## TASK STATEMENT
Report all lines from the entries below in which "this" appears.

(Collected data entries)
================================
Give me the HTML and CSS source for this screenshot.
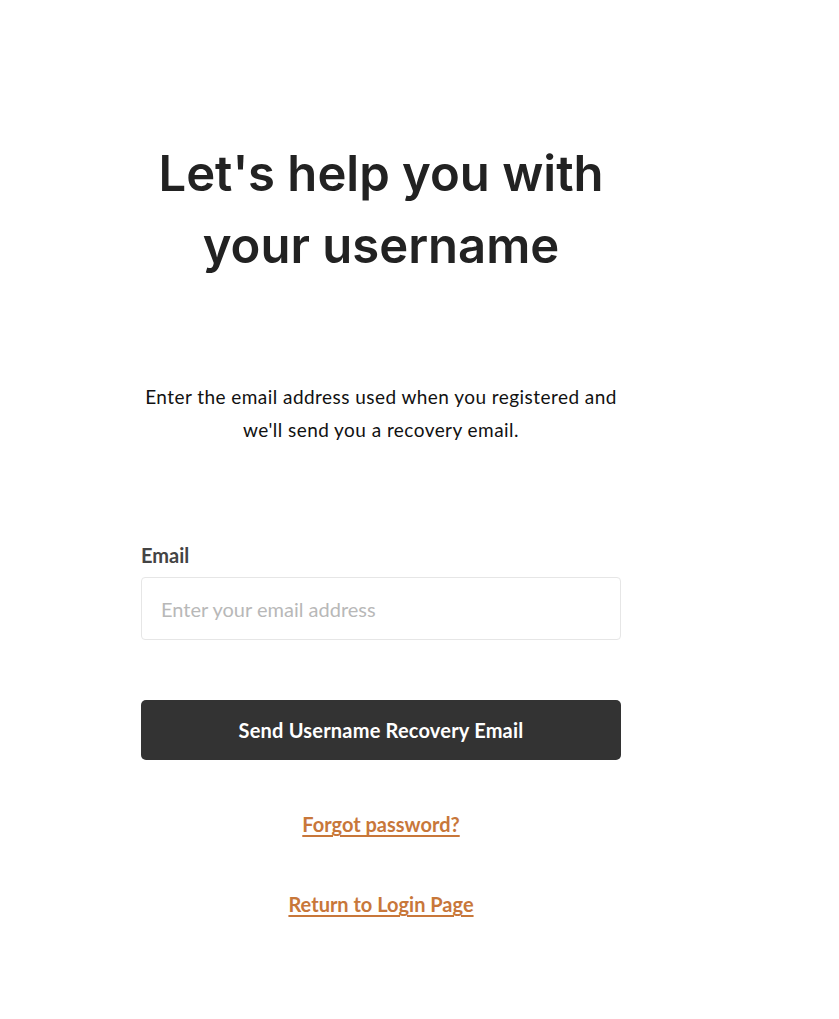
FILE: index.html
```html
<!DOCTYPE html>
<html lang="en">
<head>
  <meta charset="UTF-8" />
  <meta name="viewport" content="width=device-width, initial-scale=1" />
  <title>Username Recovery</title>
  <link rel="stylesheet" href="styles.css">
</head>
<body>
  <main class="recovery">
    <h1 class="recovery-title">Let's help you with your username</h1>
    <p class="recovery-intro">Enter the email address used when you registered and we'll send you a recovery email.</p>

    <form class="recovery-form" onsubmit="return false;">
      <label class="field-label" for="email">Email</label>
      <input id="email" class="field-input" type="email" placeholder="Enter your email address" />
      <button type="submit" class="submit-btn">Send Username Recovery Email</button>
    </form>

    <div class="links">
      <a href="#" class="link">Forgot password?</a>
      <a href="#" class="link">Return to Login Page</a>
    </div>
  </main>
</body>
</html>
```

FILE: styles.css
```css
* {
  box-sizing: border-box;
}
body {
  margin: 0;
  background: #fff;
  font-family: Lato, 'Liberation Sans', sans-serif;
  color: #222;
}
.recovery {
  width: 480px;
  margin-left: 141px;
  padding-top: 138px;
  display: flex;
  flex-direction: column;
}
.recovery-title {
  margin: 0;
  padding: 0 10px;
  font-family: Inter, 'Liberation Sans', sans-serif;
  font-size: 49px;
  font-weight: 600;
  line-height: 72px;
  text-align: center;
  color: #222;
}
.recovery-intro {
  margin: 98px 0 0;
  font-size: 19px;
  letter-spacing: 0.45px;
  line-height: 33px;
  text-align: center;
  color: #111;
}
.recovery-form {
  display: flex;
  flex-direction: column;
  margin-top: 97px;
}
.field-label {
  font-size: 20px;
  font-weight: 700;
  color: #444;
  line-height: 24px;
  margin-bottom: 10px;
}
.field-input {
  height: 63px;
  padding: 0 19px;
  border: 1px solid #e6e6e6;
  border-radius: 4px;
  font-family: inherit;
  font-size: 20px;
  color: #222;
  outline: none;
}
.field-input::placeholder {
  color: #b8b8b8;
}
.submit-btn {
  margin-top: 60px;
  height: 60px;
  border: none;
  border-radius: 5px;
  background: #333;
  color: #fff;
  font-family: inherit;
  font-size: 20px;
  letter-spacing: 0.2px;
  font-weight: 700;
  cursor: pointer;
}
.links {
  display: flex;
  flex-direction: column;
  align-items: center;
  gap: 55px;
  margin-top: 52px;
}
.link {
  font-size: 20px;
  font-weight: 700;
  line-height: 25px;
  color: #c8773a;
  text-decoration: underline;
  text-underline-offset: 3px;
}
```
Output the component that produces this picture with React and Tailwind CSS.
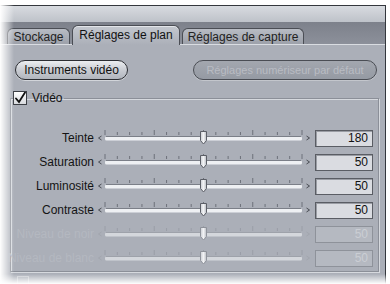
import React from "react";

const rows = [
  { label: "Teinte", value: "180", enabled: true },
  { label: "Saturation", value: "50", enabled: true },
  { label: "Luminosité", value: "50", enabled: true },
  { label: "Contraste", value: "50", enabled: true },
  { label: "Niveau de noir", value: "50", enabled: false },
  { label: "Niveau de blanc", value: "50", enabled: false },
];

const ticks = Array.from({ length: 17 }, (_, i) => i);

const Slider = ({ enabled }) => {
  const tickColor = enabled ? "#6d717a" : "#9a9ea7";
  const arrow = enabled ? "#4a4d54" : "#a2a6ae";
  return (
    <svg width="215" height="24" viewBox="0 0 215 24" className="shrink-0">
      {/* small end arrows */}
      <path d="M4.5 10 L1.5 12 L4.5 14" fill="none" stroke={arrow} strokeWidth="1" />
      <path d="M209.5 10 L212.5 12 L209.5 14" fill="none" stroke={arrow} strokeWidth="1" />
      {ticks.map((i) => {
        const x = 8 + (197 * i) / 16;
        const tall = i % 4 === 0;
        return (
          <line
            key={i}
            x1={x}
            x2={x}
            y1={tall ? 4 : 6}
            y2={9}
            stroke={tickColor}
            strokeWidth="1"
          />
        );
      })}
      {/* track */}
      <rect x="8" y="10.5" width="197" height="4" rx="1.5" fill={enabled ? "#eef0f3" : "#d4d7dc"} />
      <line x1="9" x2="204" y1="10.5" y2="10.5" stroke={enabled ? "#7b7f88" : "#9ea2aa"} strokeWidth="1" />
      {/* thumb */}
      <defs>
        <linearGradient id="thumbGrad" x1="0" x2="1" y1="0" y2="0">
          <stop offset="0" stopColor="#c9ccd2" />
          <stop offset="0.5" stopColor="#f2f3f5" />
          <stop offset="1" stopColor="#b9bcc3" />
        </linearGradient>
      </defs>
      <path
        d="M103.5 5.5 h6 v9 l-3 3.5 l-3 -3.5 z"
        fill="url(#thumbGrad)"
        stroke={enabled ? "#5b5e66" : "#8e929a"}
        strokeWidth="1"
        strokeLinejoin="round"
      />
    </svg>
  );
};

const SliderRow = ({ label, value, enabled }) => (
  <div className="flex h-[24px] items-center">
    <div
      className={`flex w-[84px] justify-end whitespace-nowrap pr-[1px] text-[12px] leading-none ${
        enabled ? "text-[#141414]" : "text-[#b4b8c0]"
      }`}
    >
      {label}
    </div>
    <div className="ml-[2px]">
      <Slider enabled={enabled} />
    </div>
    <div
      className={`ml-[3px] flex h-[17px] w-[58px] items-center justify-end border pr-[4px] text-[12px] leading-none ${
        enabled
          ? "border-[#5a5d64] bg-[#dadce1] text-[#111] shadow-[inset_1px_1px_0_#9a9da4]"
          : "border-[#8e929a] bg-[#b5b9c1] text-[#cbced4]"
      }`}
    >
      {value}
    </div>
  </div>
);

export default function App() {
  return (
    <div
      className="relative h-[284px] w-[390px] overflow-hidden bg-white pt-[5px]"
      style={{ fontFamily: '"Liberation Sans", Arial, sans-serif' }}
    >
      <div className="h-[279px] w-[386px] border-r border-t border-[#34373d] bg-[#abafb8]">
        {/* title strip */}
        <div className="h-[16px] bg-gradient-to-b from-[#d8dbe0] to-[#bec2c9]" />

        {/* tabs */}
        <div className="flex h-[22px] items-end gap-[2px] bg-gradient-to-b from-[#7d818b] to-[#8c909a] pl-[7px]">
          <div className="flex h-[16px] w-[63px] items-center justify-center rounded-t-[6px] border border-b-0 border-[#4b4e55] bg-gradient-to-b from-[#b8bcc4] to-[#9da1aa] text-[12px] leading-none text-[#222]">
            Stockage
          </div>
          <div className="relative -mb-px flex h-[20px] w-[108px] items-center justify-center rounded-t-[6px] border border-b-0 border-[#4b4e55] bg-gradient-to-b from-[#c4c8cf] to-[#abafb8] pb-[1px] text-[12px] leading-none text-[#111] shadow-[inset_0_1px_0_#e4e6ea]">
            Réglages de plan
          </div>
          <div className="flex h-[16px] w-[122px] items-center justify-center rounded-t-[6px] border border-b-0 border-[#4b4e55] bg-gradient-to-b from-[#b8bcc4] to-[#9da1aa] text-[12px] leading-none text-[#222]">
            Réglages de capture
          </div>
        </div>

        {/* content */}
        <div className="border-t border-[#d9dce1] pt-[15px]">
          <div className="flex h-[20px] items-center">
            <button className="ml-[15px] flex h-[20px] w-[113px] items-center justify-center rounded-full border border-[#2c2e33] bg-gradient-to-b from-[#eceef1] via-[#c9ccd2] to-[#b1b5bd] text-[12px] leading-none text-[#111] shadow-[0_1px_0_#d2d5da]">
              Instruments vidéo
            </button>
            <button className="ml-[65px] flex h-[20px] w-[184px] items-center justify-center whitespace-nowrap rounded-full border border-[#4a4d54] bg-gradient-to-b from-[#a3a7af] to-[#959aa3] text-[11px] leading-none text-[#b9bcc3] shadow-[0_1px_0_#c3c6cc]">
              Réglages numériseur par défaut
            </button>
          </div>

          <fieldset className="ml-[10px] mt-[10px] h-[182px] w-[369px] border border-[#8b8f98] shadow-[inset_1px_1px_0_#d6d9de,1px_1px_0_#d6d9de]">
            <legend className="ml-[2px] flex h-[16px] items-center pr-[2px]">
              <span className="flex h-[14px] w-[14px] items-center justify-center border border-[#3b3e44] bg-gradient-to-b from-[#ffffff] to-[#d8dade]">
                <svg width="12" height="12" viewBox="0 0 12 12">
                  <path
                    d="M2 6.5 L5 10 L11 0.5"
                    fill="none"
                    stroke="#111"
                    strokeWidth="1.8"
                    strokeLinecap="round"
                  />
                </svg>
              </span>
              <span className="ml-[5px] text-[12px] leading-none text-[#111]">Vidéo</span>
            </legend>
            <div className="pt-[20px]">
              {rows.map((r) => (
                <SliderRow key={r.label} {...r} />
              ))}
            </div>
          </fieldset>

          <div className="ml-[17px] mt-[4px] h-[12px] w-[12px] border border-[#c9ccd1]" />
        </div>
      </div>

      {/* soft fade at the picture's left and bottom edges */}
      <div className="pointer-events-none absolute left-0 top-0 h-full w-[14px] bg-gradient-to-r from-white to-transparent" />
      <div className="pointer-events-none absolute bottom-0 left-0 h-[10px] w-full bg-gradient-to-b from-transparent to-white" />
    </div>
  );
}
================================
## RESPONSE
Give me the HTML and CSS source for this screenshot.
Output the component that produces this picture with React and Tailwind CSS.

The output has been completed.